The following extract is interesting, as descriptive of Lord Byron’s state of feeling in the noon of his renown.

“On my rejoining him in town this spring, I found the enthusiasm about his writings and himself which I had left so prevalent both in the world of literature and in society, grown, if any thing, still more general and intense. In the immediate circle, perhaps, around him, familiarity of intercourse might have begun to produce its usual disenchanting effects. His own liveliness and unreserve on a more intimate acquaintance would not be long in dispelling that charm of poetic sadness which, to the eyes of distant observers, hung about him; while the romantic notions, connected by some of his fair readers with those past and nameless loves alluded to in his poems, ran some risk of abatement from too near an acquaintance with the supposed objects of his fancy and fondness at present. A poet’s mistress should remain, if possible, as imaginary a being to others, as in most of the attributes he clothes her with she has been to himself; the reality, however fair, being always sure to fall short of the picture which a too lavish fancy has drawn of it. Could we call up in array before us all the beauties whom the love of poets has immortalised, from the high-born dame to the plebeian damsel, from the Lauras and Sacharissas down to the Cloes and Jeannies, we should, it is to be feared, sadly unpeople our imaginations of many a bright tenant that poesy has lodged there, and find, in more than one instance, our admiration of the faith and fancy of the worshipper increased by our discovery of the worthlessness of the idol.

“But whatever of its first romantic impression the personal character of the poet may from such causes have lost in the circle he most frequented, this disappointment of the imagination was far more than compensated by the frank, social, and engaging qualities, both of disposition and manner, which, on a nearer intercourse, he disclosed, as well as by that entire absence of any literary assumption or pedantry which entitled him fully to the praise bestowed by Sprat upon Cowley, that few could ‘ever discover he was a great poet by his discourse.’ While thus by his intimates, and by those who had got, as it were, behind the scenes of his fame, he was seen in his true colours, as well of weakness as of amiableness; on strangers, and such as were out of this immediate circle, the spell of his poetical character still continued to operate; and the fierce gloom and sternness of his imaginary personages were by the greater number of them supposed to belong, not only as regarded mind, but manners, to himself. So prevalent and persevering has been this notion, that, in some disquisitions on bis character published since his death, and containing otherwise many just and striking views, we find in the professed portrait drawn of him, such features as the following:—‘Lord Byron had a stern, direct, severe mind, a sarcastic, disdainful, gloomy temper. He had no light sympathy with heartless cheerfulness; upon the surface was sourness, discontent, displeasure, ill will. Beneath all this weight of clouds and darkness,’ &c. &c.
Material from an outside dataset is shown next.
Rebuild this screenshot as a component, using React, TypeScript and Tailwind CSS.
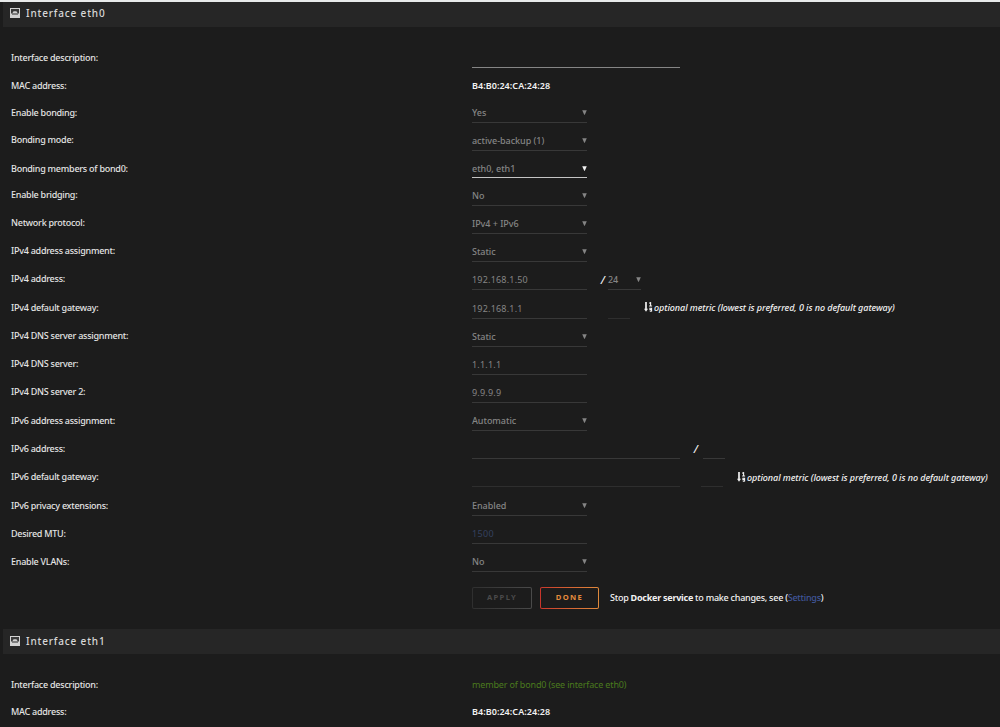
import type { ReactNode } from "react"
import { clsx } from "clsx"

function PortIcon() {
  return (
    <svg viewBox="0 0 10 10" className="h-[10px] w-[10px] shrink-0">
      <path d="M0 0h10v10H0z" fill="#d2d2d2" />
      <path d="M1 1h8v4.4H7.9L6.4 3.2H3.6L2.1 5.4H1z" fill="#3a3a3a" />
      <path d="M2 6h6" stroke="#2a2a2a" strokeWidth="1" />
    </svg>
  )
}

function SortIcon() {
  return (
    <svg viewBox="0 0 9 10" className="h-[10px] w-[9px] shrink-0" fill="none" stroke="#f2f2f2">
      <path d="M2 0v8" strokeWidth="1.7" />
      <path d="M0 6.8h4L2 9.8z" fill="#f2f2f2" stroke="none" />
      <path d="M5.2 1.2 6.6.6v3.4M5.1 4h3" strokeWidth="1.1" />
      <path d="M7.6 9.4V6.2H5.9v1.4h1.7M7.6 9.3H5.8" strokeWidth="1.1" />
    </svg>
  )
}

function Arrow({ active }: { active?: boolean }) {
  return (
    <svg viewBox="0 0 5 5" className="h-[5px] w-[5px] shrink-0">
      <path d="M.2.2h4.6L2.8 4.8h-.6z" fill={active ? "#f2f2f2" : "#858585"} />
    </svg>
  )
}

function SectionTitle({ children, className }: { children: ReactNode; className?: string }) {
  return (
    <div className={clsx("ml-[3px] flex h-[25px] items-center gap-[6px] bg-[#262626] pl-[7px]", className)}>
      <PortIcon />
      <h2 className="whitespace-nowrap text-[10px] leading-none font-medium tracking-[0.84px] text-[#d8d8d8]">{children}</h2>
    </div>
  )
}

type FieldProps = {
  value?: string
  width?: string
  line?: string
  select?: boolean
  active?: boolean
  className?: string
}

function Field({ value, width = "w-[115px]", line = "border-[#383838]", select, active, className }: FieldProps) {
  return (
    <div className={clsx("flex items-start justify-between border-b", active ? "h-[16px]" : "h-[17px]", width, line, className)}>
      <span className={clsx("text-[9px] leading-[13px] text-[#858585]", select ? "font-medium tracking-[-0.03px]" : "tracking-[0.2px]")}>
        {value}
      </span>
      {select && (
        <span className="pt-[4px]">
          <Arrow active={active} />
        </span>
      )}
    </div>
  )
}

function Row({ label, height = "h-[28px]", low, children }: { label: string; height?: string; low?: boolean; children: ReactNode }) {
  return (
    <div className={clsx("flex items-end whitespace-nowrap pl-[11px]", height)}>
      <div
        className={clsx(
          "w-[461px] shrink-0 text-[9px] leading-[13px] font-medium tracking-[-0.25px] text-[#e4e4e4]",
          low ? "h-[17px]" : "h-[18px]",
        )}
      >
        {label}
      </div>
      {children}
    </div>
  )
}

function Mac() {
  return <div className="h-[18px] text-[9px] leading-[13px] font-semibold tracking-[0.05px] text-[#f2f2f2]">B4:B0:24:CA:24:28</div>
}

function MetricHint() {
  return (
    <div className="flex h-[18px] gap-px pt-[2px]">
      <SortIcon />
      <span className="-mt-px text-[9px] leading-[13px] font-medium tracking-[-0.06px] text-[#f2f2f2] italic">
        optional metric (lowest is preferred, 0 is no default gateway)
      </span>
    </div>
  )
}

function Slash() {
  return <span className="h-[17px] text-[11px] leading-[14px] font-medium text-[#f2f2f2] italic">/</span>
}

export default function App() {
  return (
    <div className="h-[727px] w-[1000px] overflow-hidden border-t-2 border-[#e8eaea] bg-[#1c1c1c] font-['Noto_Sans',sans-serif]">
      <SectionTitle className="pb-[3px]">Interface eth0</SectionTitle>
      <Row label="Interface description:" height="h-[42px]">
        <Field width="w-[208px]" line="border-[#858585]" className="mb-px" />
      </Row>
      <Row label="MAC address:">
        <Mac />
      </Row>
      <Row label="Enable bonding:" height="h-[26px]" low>
        <Field value="Yes" select />
      </Row>
      <Row label="Bonding mode:">
        <Field value="active-backup (1)" select />
      </Row>
      <Row label="Bonding members of bond0:" low>
        <Field value="eth0, eth1" select active line="border-[#c4c4c4]" className="mb-px" />
      </Row>
      <Row label="Enable bridging:" height="h-[27px]">
        <Field value="No" select />
      </Row>
      <Row label="Network protocol:">
        <Field value="IPv4 + IPv6" select />
      </Row>
      <Row label="IPv4 address assignment:">
        <Field value="Static" select />
      </Row>
      <Row label="IPv4 address:">
        <Field value="192.168.1.50" />
        <div className="flex w-[21px] justify-end pr-[3px]">
          <Slash />
        </div>
        <Field value="24" width="w-[33px]" select />
      </Row>
      <Row label="IPv4 default gateway:" height="h-[29px]">
        <Field value="192.168.1.1" />
        <Field width="w-[22px]" line="border-[#2e2e2e]" className="ml-[21px]" />
        <div className="mb-px ml-[14px]">
          <MetricHint />
        </div>
      </Row>
      <Row label="IPv4 DNS server assignment:">
        <Field value="Static" select />
      </Row>
      <Row label="IPv4 DNS server:">
        <Field value="1.1.1.1" />
      </Row>
      <Row label="IPv4 DNS server 2:">
        <Field value="9.9.9.9" />
      </Row>
      <Row label="IPv6 address assignment:" low>
        <Field value="Automatic" select />
      </Row>
      <Row label="IPv6 address:" low>
        <Field width="w-[208px]" />
        <div className="flex w-[23px] justify-end pr-[5px]">
          <Slash />
        </div>
        <Field width="w-[22px]" />
      </Row>
      <Row label="IPv6 default gateway:" low>
        <Field width="w-[208px]" line="border-[#2e2e2e]" />
        <Field width="w-[22px]" line="border-[#2e2e2e]" className="ml-[21px]" />
        <div className="-mb-px ml-[14px]">
          <MetricHint />
        </div>
      </Row>
      <Row label="IPv6 privacy extensions:" height="h-[29px]" low>
        <Field value="Enabled" select />
      </Row>
      <Row label="Desired MTU:" low>
        <div className="flex h-[17px] w-[115px] border-b border-[#383838] text-[9px] leading-[13px] tracking-[0.35px] text-[#34415f]">
          1500
        </div>
      </Row>
      <Row label="Enable VLANs:" low>
        <Field value="No" select />
      </Row>

      <div className="mt-[15px] flex h-[22px] items-center pl-[472px] text-[7.6px] font-bold tracking-[1.35px]">
        <button className="h-[22px] w-[60px] rounded-[2px] bg-linear-to-r from-[#2f2f2f] to-[#4a4a4a] p-px">
          <span className="flex h-full items-center justify-center rounded-[1px] bg-[#1c1c1c] text-[#4a4a4a]">APPLY</span>
        </button>
        <button className="ml-[8px] h-[22px] w-[59px] rounded-[2px] bg-linear-to-r from-[#c8352b] to-[#e08a3c] p-px">
          <span className="flex h-full items-center justify-center rounded-[1px] bg-[#1c1c1c] text-[#e58b3c]">DONE</span>
        </button>
        <p className="ml-[11px] text-[9px] font-medium tracking-[-0.25px] whitespace-nowrap text-[#f2f2f2]">
          Stop <b>Docker service</b> to make changes, see (<span className="text-[#40569a]">Settings</span>)
        </p>
      </div>

      <SectionTitle className="mt-[20px] pb-px">Interface eth1</SectionTitle>
      <Row label="Interface description:" height="h-[42px]">
        <div className="h-[18px] text-[9px] leading-[13px] tracking-[-0.16px] text-[#4a7a1c]">member of bond0 (see interface eth0)</div>
      </Row>
      <Row label="MAC address:" height="h-[27px]">
        <Mac />
      </Row>
    </div>
  )
}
“Of the sort of double aspect which he thus presented, as viewed by the world and by his friends, he was himself fully aware, and it not only amused him, but, as a proof of the versatility of his powers, flattered his pride. He was indeed, as I have already remarked, by no means insensible or inattentive to the effect he produced personally on society; and though the brilliant station he had attained since the commencement of my acquaintance with him made not the slightest alteration in the unaffectedness of his private intercourse, I could perceive, I thought, with reference to the external world, some slight changes in his conduct, which seemed indicative of the effects of his celebrity upon him. Among other circumstances, I observed that, whether from shyness of the general gaze, or from a notion, like Livy’s, that men of eminence should not too much familiarise the public to their persons, he avoided shewing himself in the mornings, and in crowded places, much more than was his custom when we first became acquainted. The preceding year before his name had grown ‘so rife and celebrated,’ we had gone together to the exhibition at Somerset House, and other such places; and the true reason, no doubt, of his present reserve in abstaining from all such miscellaneous haunts, was the sensitiveness so often referred to on the subject of his lameness—a feeling which the curiosity of the public eye, now attracted by this infirmity to his fame, could not fail, he knew, to put rather painfully to the proof.”

The following reflections are, we think, impressive, and they are neatly
Moore’s Life of Byron141
expressed; but we are not disposed to acquiesce in them, nor to adopt the philosophical theory on which they are founded.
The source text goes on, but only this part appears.